Putting aside completely the merits of the individual proposals, some of the ‘new ideas’ that have been aired include: a republic, an aboriginal treaty, bill of rights, subsidies for energy saving devices, taxes on junk food, etc etc etc.
About the only idea in the list on the SMH website that does not appear every single day in the national media and on talk back radio is the idea that the tax code should be made even more progressive - when most media commentators criticise Australia’s tax system, their criticism isn’t that it is too flat.
When the ideas are not entirely banal they are entirely predictable. The cultural stream wants a national cultural policy, and a culture minister to manage it. Anybody who has ever been to one of the dozens of similar conferences that are held each year around the country will be familiar with the inevitable proposal to have a federal ‘minister for the future’ or something equally as daft.
And yet, the ideas aren’t the point - even the ones that haven’t been rehearsed over and over already in the public sphere.

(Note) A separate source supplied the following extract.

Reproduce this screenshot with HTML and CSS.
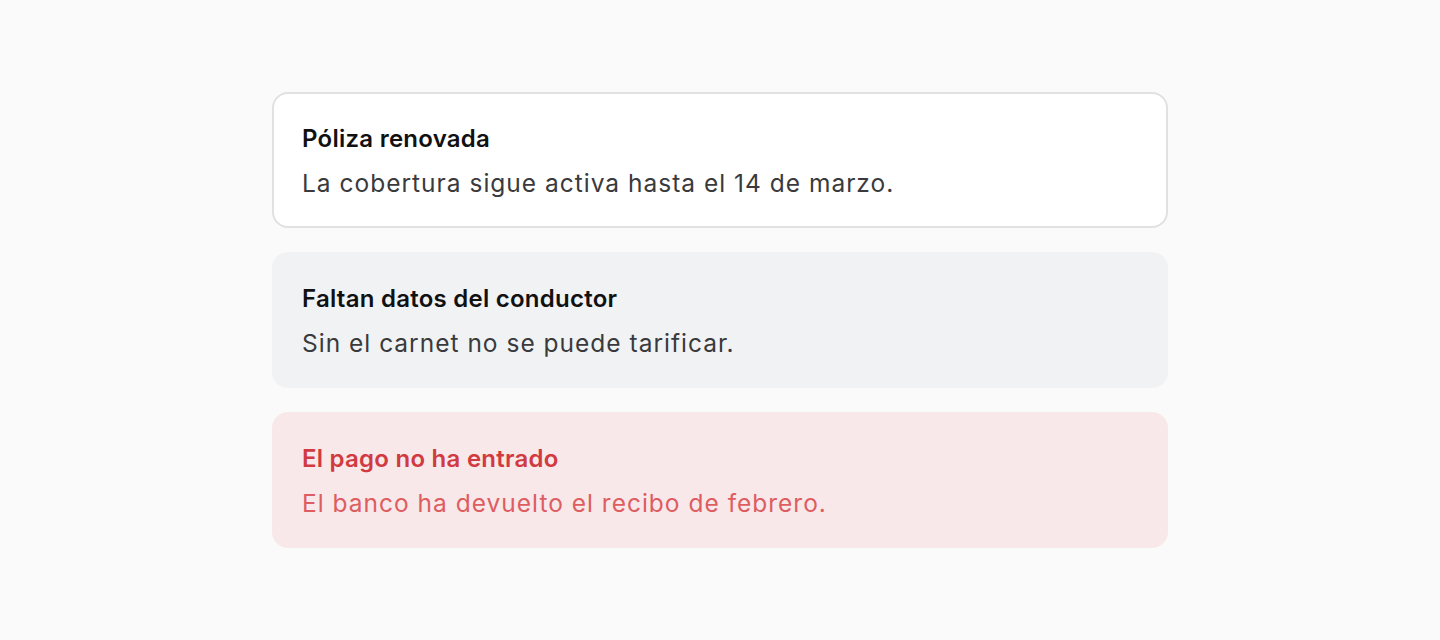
FILE: index.html
```html
<!DOCTYPE html>
<html lang="es">
<head>
<meta charset="utf-8">
<title>Avisos</title>
<link rel="stylesheet" href="styles.css">
</head>
<body>
<main class="stack">
  <section class="notice notice--default">
    <h2 class="notice__title">Póliza renovada</h2>
    <p class="notice__text">La cobertura sigue activa hasta el 14 de marzo.</p>
  </section>
  <section class="notice notice--muted">
    <h2 class="notice__title">Faltan datos del conductor</h2>
    <p class="notice__text">Sin el carnet no se puede tarificar.</p>
  </section>
  <section class="notice notice--danger">
    <h2 class="notice__title">El pago no ha entrado</h2>
    <p class="notice__text">El banco ha devuelto el recibo de febrero.</p>
  </section>
</main>
</body>
</html>
```
FILE: styles.css
```css
* { box-sizing: border-box; }
html, body { margin: 0; padding: 0; }
body {
  background: #fafafa;
  font-family: Inter, "Noto Sans", sans-serif;
  min-height: 640px;
}
.stack {
  width: 896px;
  margin: 0 auto;
  padding-top: 92px;
  display: flex;
  flex-direction: column;
  gap: 24px;
}
.notice {
  height: 136px;
  border: 2px solid transparent;
  border-radius: 16px;
  padding: 29px 28px 24px;
  display: flex;
  flex-direction: column;
  gap: 10px;
}
.notice__title {
  margin: 0;
  font-size: 24px;
  line-height: 32px;
  font-weight: 600;
  letter-spacing: 0.25px;
  color: #111;
}
.notice__text {
  margin: 0;
  font-size: 24.5px;
  line-height: 36px;
  letter-spacing: 1px;
  color: #3a3a3c;
}
.notice--default { background: #fff; border-color: #e1e1e4; }
.notice--muted { background: #f1f2f4; }
.notice--danger { background: #f8e8e9; }
.notice--danger .notice__title { color: #d03a40; }
.notice--danger .notice__text { color: #de5d61; }
```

2020 is a grand spectacle, an elaborate theatrical show complete with movie stars and comedians and passion and energy and geniuses and journalists, all of which is supposed to symbolise the federal government’s break with the dark Howard past. All levels of government and all sectors of the economy are present under the guiding hand of Canberra to work together for a progressive Australian future.
2020 is like a successful version of Brendan Nelson’s listening tour - a publicity stunt designed specifically to fill the Rudd government up with enough political capital to pursue a second and third term. After all, is it really too cynical to believe that this major government conference has a political agenda? (That is, apparently, too much for even the federal opposition to believe)
This weekend just goes to show how utterly credulous Australia’s public intellectuals actually are.
(I wrote about the summit when it was first announced: “Rudd summit puts con into consensus“. I think it holds up.)
Crossposted at ALSBlog


Nice piece. Love the comment about putting the con into consensus - I’d forgotten that comment.
Comment by SInclair Davidson — 20/4/2008 @ 4:33 pm
Initial impressions of 2020 Summit outcomes…
More by accident than design, I happened to be near a television when it was screening the summations of the 10 groups in the 2020 Summit. From what I heard, and from looking through the initial report from the gathering, there seem to be a fair few…
Trackback by The Bartlett Diaries — 21/4/2008 @ 10:17 am
Thanks Chris, nice post.
The posturing statements (or the so-called ‘new ideas’, if you will) emanating from the summit were not surprising, given the skewed distribution of political sympathies of attendees. Despite the reported efforts of people like Andrew Norton and Gary Banks to help kill of some central planning ideas in their respective sessions, there simply wasn’t a sufficient ‘ecology’ of political/intellectual views to enable genuinely good, diverse, practical ideas to rise to the top.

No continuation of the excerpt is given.